Operational planning documents from the FAA highlight the use of national ground delay programs to manage bottlenecks at congested hubs. In practice, this means that passengers may encounter extended waits at their departure airports, even under clear skies, when SFO’s reduced arrival rate forces regulators to meter inbound demand from around the country.

Travelers Adjust Plans as Airport and Regulators Seek Long Term Fix

The sudden jump in delays is already influencing traveler behavior. Anecdotal accounts shared in regional forums describe some Bay Area residents shifting bookings to Oakland International or San Jose Mineta International, especially for short haul domestic trips where alternative airports offer comparable options.

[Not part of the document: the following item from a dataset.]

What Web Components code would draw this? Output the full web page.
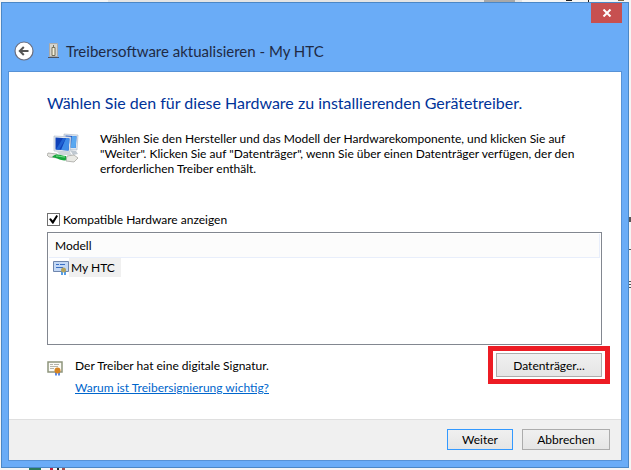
<!DOCTYPE html>
<html lang="de">
<head>
<meta charset="utf-8">
<title>Treibersoftware aktualisieren</title>
<style>
    body {
        margin: 0;
        min-height: 100vh;
        box-sizing: border-box;
        padding: 2px 2px 2px 1px;
        display: flex;
        /* edges of the windows behind the dialog */
        background:
            linear-gradient(#a8a8a8, #a8a8a8) 484px 0 / 31px 2px no-repeat,
            linear-gradient(#222, #222) 566px 0 / 6px 1px no-repeat,
            linear-gradient(#222, #222) 588px 0 / 1px 2px no-repeat,
            linear-gradient(#7b6a45, #7b6a45) 618px 0 / 6px 1px no-repeat,
            linear-gradient(#e4e4e4, #e4e4e4) 108px 0 / 414px 2px no-repeat,
            linear-gradient(#2a7a5c, #2a7a5c) 29px 100% / 12px 2px no-repeat,
            linear-gradient(90deg, #c8203c 3px, transparent 3px 7px, #222 7px 9px, transparent 9px 12px, #a8504c 12px) 50px 100% / 15px 2px no-repeat,
            linear-gradient(#555, #555) 100% 217px / 2px 5px no-repeat,
            linear-gradient(#555, #555) 100% 249px / 2px 1px no-repeat,
            linear-gradient(#555, #555) 100% 281px / 2px 1px no-repeat,
            linear-gradient(#555, #555) 100% 284px / 2px 1px no-repeat,
            linear-gradient(#555, #555) 100% 287px / 2px 1px no-repeat,
            #f5f5f5;
        font-family: Lato, "Open Sans", sans-serif;
        font-size: 12px;
        line-height: 15px;
        color: #000;
    }
    wizard-window {
        flex: 1;
        min-width: 0;
    }
</style>
</head>
<body>
<wizard-window>
    <span slot="title">Treibersoftware aktualisieren - My HTC</span>
    <driver-page>
        <span slot="heading">Wählen Sie den für diese Hardware zu installierenden Gerätetreiber.</span>
        <span slot="intro">Wählen Sie den Hersteller und das Modell der Hardwarekomponente, und klicken Sie auf<br>"Weiter". Klicken Sie auf "Datenträger", wenn Sie über einen Datenträger verfügen, der den<br>erforderlichen Treiber enthält.</span>
        <model-list slot="list" column="Modell" item="My HTC"></model-list>
        <signature-note slot="note"></signature-note>
        <push-button slot="note" marked>Datenträger...</push-button>
    </driver-page>
    <push-button slot="actions" primary>Weiter</push-button>
    <push-button slot="actions" wide>Abbrechen</push-button>
</wizard-window>

<script>
class WizardWindow extends HTMLElement {
    constructor() {
        super();
        this.attachShadow({ mode: 'open' });

        this.shadowRoot.innerHTML = `
            <style>
                :host {
                    display: flex;
                    flex-direction: column;
                    box-sizing: border-box;
                    padding: 0 6px 6px;
                    border: 1px solid #4b87c6;
                    background: #6aacf7;
                }
                header {
                    display: flex;
                    align-items: flex-start;
                    justify-content: space-between;
                }
                .caption {
                    display: flex;
                    align-items: center;
                    padding: 36px 0 8px 6px;
                }
                button {
                    padding: 0;
                    border: 0;
                    display: grid;
                    place-items: center;
                }
                .back {
                    width: 20px;
                    height: 24px;
                    background: none;
                }
                .device { margin: 0 7px 0 14px; }
                h1 {
                    margin: 0;
                    font-size: 15px;
                    line-height: 24px;
                    font-weight: normal;
                    color: #1f2a44;
                }
                .close {
                    width: 31px;
                    height: 20px;
                    background: #c75050;
                }
                .client {
                    flex: 1;
                    display: flex;
                    flex-direction: column;
                    border: 1px solid #5792d6;
                    background: #fff;
                }
                main { flex: 1; }
                footer {
                    display: flex;
                    justify-content: flex-end;
                    gap: 9px;
                    padding: 9px 11px 10px;
                    border-top: 1px solid #dfdfdf;
                    background: #f0f0f0;
                }
                svg { display: block; }
            </style>

            <header>
                <div class="caption">
                    <button class="back" aria-label="Zurück">
                        <svg width="20" height="20" viewBox="0 0 20 20">
                            <circle cx="10" cy="10" r="9" fill="#fff" stroke="#6b6f80" stroke-width="1.2"/>
                            <path d="M14.500 10H6.500M9.800 6L5.800 10l4 4" fill="none" stroke="#555" stroke-width="2"/>
                        </svg>
                    </button>
                    <svg class="device" width="11" height="16" viewBox="0 0 11 16">
                        <path d="M1.500 .500h8v13h-8z" fill="#d4d4cf" stroke="#aaa"/>
                        <path d="M4 4.500h3v8h-3z" fill="#f3f0dc" stroke="#77715a"/>
                        <path d="M5 3h1" stroke="#77715a" stroke-width="2"/>
                        <path d="M0 14.500h11" stroke="#4c5360"/>
                    </svg>
                    <h1><slot name="title"></slot></h1>
                </div>
                <button class="close" aria-label="Schließen">
                    <svg width="10" height="8" viewBox="0 0 10 8">
                        <path d="M1.500 .5l7 7M8.500 .5l-7 7" stroke="#fff" stroke-width="2"/>
                    </svg>
                </button>
            </header>
            <div class="client">
                <main><slot></slot></main>
                <footer><slot name="actions"></slot></footer>
            </div>
        `;
    }
}

class DriverPage extends HTMLElement {
    constructor() {
        super();
        this.attachShadow({ mode: 'open' });

        this.shadowRoot.innerHTML = `
            <style>
                :host {
                    display: block;
                    padding: 19px 19px 0 38px;
                }
                h2 {
                    margin: 0 0 16px;
                    font-size: 16px;
                    line-height: 24px;
                    font-weight: normal;
                    color: #003399;
                }
                .intro {
                    display: flex;
                    gap: 20px;
                    margin-bottom: 36px;
                }
                .intro svg { flex: none; }
                p {
                    margin: 0;
                    white-space: nowrap;
                }
                label {
                    display: flex;
                    align-items: center;
                    gap: 3px;
                    margin-bottom: 5px;
                }
                input {
                    appearance: none;
                    box-sizing: border-box;
                    width: 13px;
                    height: 13px;
                    margin: 0;
                    border: 1px solid #707070;
                    background: #fff;
                    display: grid;
                    place-items: center;
                }
                input:checked::after {
                    content: "";
                    width: 9px;
                    height: 9px;
                    background: #000;
                    clip-path: polygon(0 45%, 20% 35%, 42% 60%, 82% 0, 100% 10%, 48% 98%, 38% 98%);
                }
                .note {
                    display: flex;
                    justify-content: space-between;
                    align-items: flex-start;
                    padding-top: 8px;
                }
            </style>

            <h2><slot name="heading"></slot></h2>
            <div class="intro">
                <svg width="33" height="34" viewBox="0 -2 33 34">
                    <path d="M17 1l14 1-1 15-13-1z" fill="#dfe6ee" stroke="#a9b6c4" stroke-width=".6"/>
                    <path d="M18.500 2.500l11 .8-.8 11.700-10.200-.8z" fill="#1c55cc"/>
                    <path d="M25 3l4.500.3-.8 11.700-5-.2z" fill="#5aa8f0"/>
                    <path d="M7 3l17 1-1 15-16-1z" fill="#e6ebf0" stroke="#a9b6c4" stroke-width=".6"/>
                    <path d="M8.500 4.500l14 .9-.9 12-13.100-.9z" fill="#0f41b8"/>
                    <path d="M19 5l3.500.4-.9 12-7.600-.5z" fill="#3e8ce8"/>
                    <path d="M16 5l3 .2-7 11.500-3-.2z" fill="#1f62d2"/>
                    <path d="M10 19h13l2 3H13z" fill="#cfd6dc"/>
                    <path d="M23 17l6 1 2 3-5 1z" fill="#c0c9d1"/>
                    <path d="M1 20l9 1 1 4-9-1-2-2z" fill="#e4e4df" stroke="#9c9c98" stroke-width=".7"/>
                    <path d="M5 24c5-5 9-1 14-1l1 4c-5 1.500-8-1.500-15-3z" fill="#15a63c"/>
                    <path d="M9 23c4 0 6 1 9 1" stroke="#7de08f" fill="none"/>
                    <path d="M20 23l7-1 4 3-4 4-8-1z" fill="#e9e9e4" stroke="#9c9c98" stroke-width=".7"/>
                </svg>
                <p><slot name="intro"></slot></p>
            </div>
            <label><input type="checkbox" checked>Kompatible Hardware anzeigen</label>
            <slot name="list"></slot>
            <div class="note"><slot name="note"></slot></div>
        `;
    }
}

class ModelList extends HTMLElement {
    constructor() {
        super();
        this.attachShadow({ mode: 'open' });

        this.shadowRoot.innerHTML = `
            <style>
                :host {
                    display: block;
                    box-sizing: border-box;
                    height: 113px;
                    padding: 1px;
                    border: 1px solid #828790;
                }
                table {
                    width: 100%;
                    border-collapse: separate;
                    border-spacing: 0;
                }
                th {
                    height: 23px;
                    padding: 0 6px;
                    text-align: left;
                    font-weight: normal;
                    border: solid #e8eefb;
                    border-width: 0 1px 1px 0;
                    background: #fcfcfc;
                }
                td { padding: 0 4px; }
                .item {
                    display: flex;
                    align-items: center;
                }
                .item span {
                    padding: 2px 6px 2px 2px;
                    background: #f0f0f0;
                }
            </style>

            <table>
                <thead><tr><th scope="col">${this.getAttribute('column')}</th></tr></thead>
                <tbody><tr><td>
                    <div class="item">
                        <svg width="16" height="14" viewBox="0 0 16 14">
                            <path d="M.5.500h15v10H.5z" fill="#c3d8f5" stroke="#6f86ad"/>
                            <path d="M3 3.500h3m1 0h5M3 6.500h7" stroke="#3a6fc4"/>
                            <path d="M9 10v4m3-4v4" stroke="#1f7fe0" stroke-width="1.500"/>
                            <circle cx="10.500" cy="9" r="2.500" fill="#b3a25c"/>
                        </svg>
                        <span>${this.getAttribute('item')}</span>
                    </div>
                </td></tr></tbody>
            </table>
        `;
    }
}

class SignatureNote extends HTMLElement {
    constructor() {
        super();
        this.attachShadow({ mode: 'open' });

        this.shadowRoot.innerHTML = `
            <style>
                :host {
                    display: flex;
                    gap: 12px;
                    padding-top: 5px;
                }
                svg {
                    flex: none;
                    margin-top: 3px;
                }
                p { margin: 0 0 7px; }
                a { color: #0066cc; }
            </style>

            <svg width="16" height="15" viewBox="0 0 16 15">
                <path d="M1 1h14v10H1z" fill="#fbfbf6" stroke="#8f957c" stroke-width="1.500"/>
                <path d="M3 3.500h3m1 0h5M3 5.500h8M3 7.500h4" stroke="#b5b5ac"/>
                <path d="M9 11v3.500m3-3.500v3.500" stroke="#2a63d8" stroke-width="1.500"/>
                <circle cx="10.500" cy="9.500" r="3" fill="#d68421"/>
            </svg>
            <div>
                <p>Der Treiber hat eine digitale Signatur.</p>
                <a href="#">Warum ist Treibersignierung wichtig?</a>
            </div>
        `;
    }
}

class PushButton extends HTMLElement {
    constructor() {
        super();
        this.attachShadow({ mode: 'open' });

        this.shadowRoot.innerHTML = `
            <style>
                :host {
                    display: block;
                    position: relative;
                }
                button {
                    display: block;
                    min-width: 66px;
                    height: 21px;
                    padding: 0 14px;
                    border: 1px solid #acacac;
                    background: linear-gradient(#f0f0f0, #e5e5e5);
                    font: inherit;
                    line-height: 15px;
                    color: #000;
                }
                :host([primary]) button { border-color: #3399ff; }
                :host([wide]) button { min-width: 88px; }
                :host([marked]) button {
                    min-width: 106px;
                    height: 24px;
                }
                /* red frame drawn around the highlighted button */
                :host([marked])::after {
                    content: "";
                    position: absolute;
                    inset: -7px -8px;
                    border: 5px solid #ed1c24;
                    pointer-events: none;
                }
            </style>

            <button type="button"><slot></slot></button>
        `;
    }
}

customElements.define('wizard-window', WizardWindow);
customElements.define('driver-page', DriverPage);
customElements.define('model-list', ModelList);
customElements.define('signature-note', SignatureNote);
customElements.define('push-button', PushButton);
</script>
</body>
</html>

Travel experts following the situation recommend that passengers who must use SFO build in additional buffer time for connections, favor morning departures when possible, and monitor flight status closely in the 24 hours before travel. Afternoon and late evening time slots are emerging as the highest risk windows for rolling delays and missed onward flights.

Public documents indicate that both the airport and the FAA are exploring ways to recover some capacity through revised procedures and technology, including potential instrument approach enhancements that do not rely on visual separation. Any such solutions are expected to take time to design, validate, and implement, leaving the current constraints in place through at least the end of the runway construction program.

For now, San Francisco International Airport represents a prominent test case in how the aviation system balances safety margins against rising demand. With a fourfold increase in average delay times reported since the new rules took effect, the pressure is on regulators, airlines, and airport planners to find a path back to more reliable operations without compromising the caution that prompted the changes.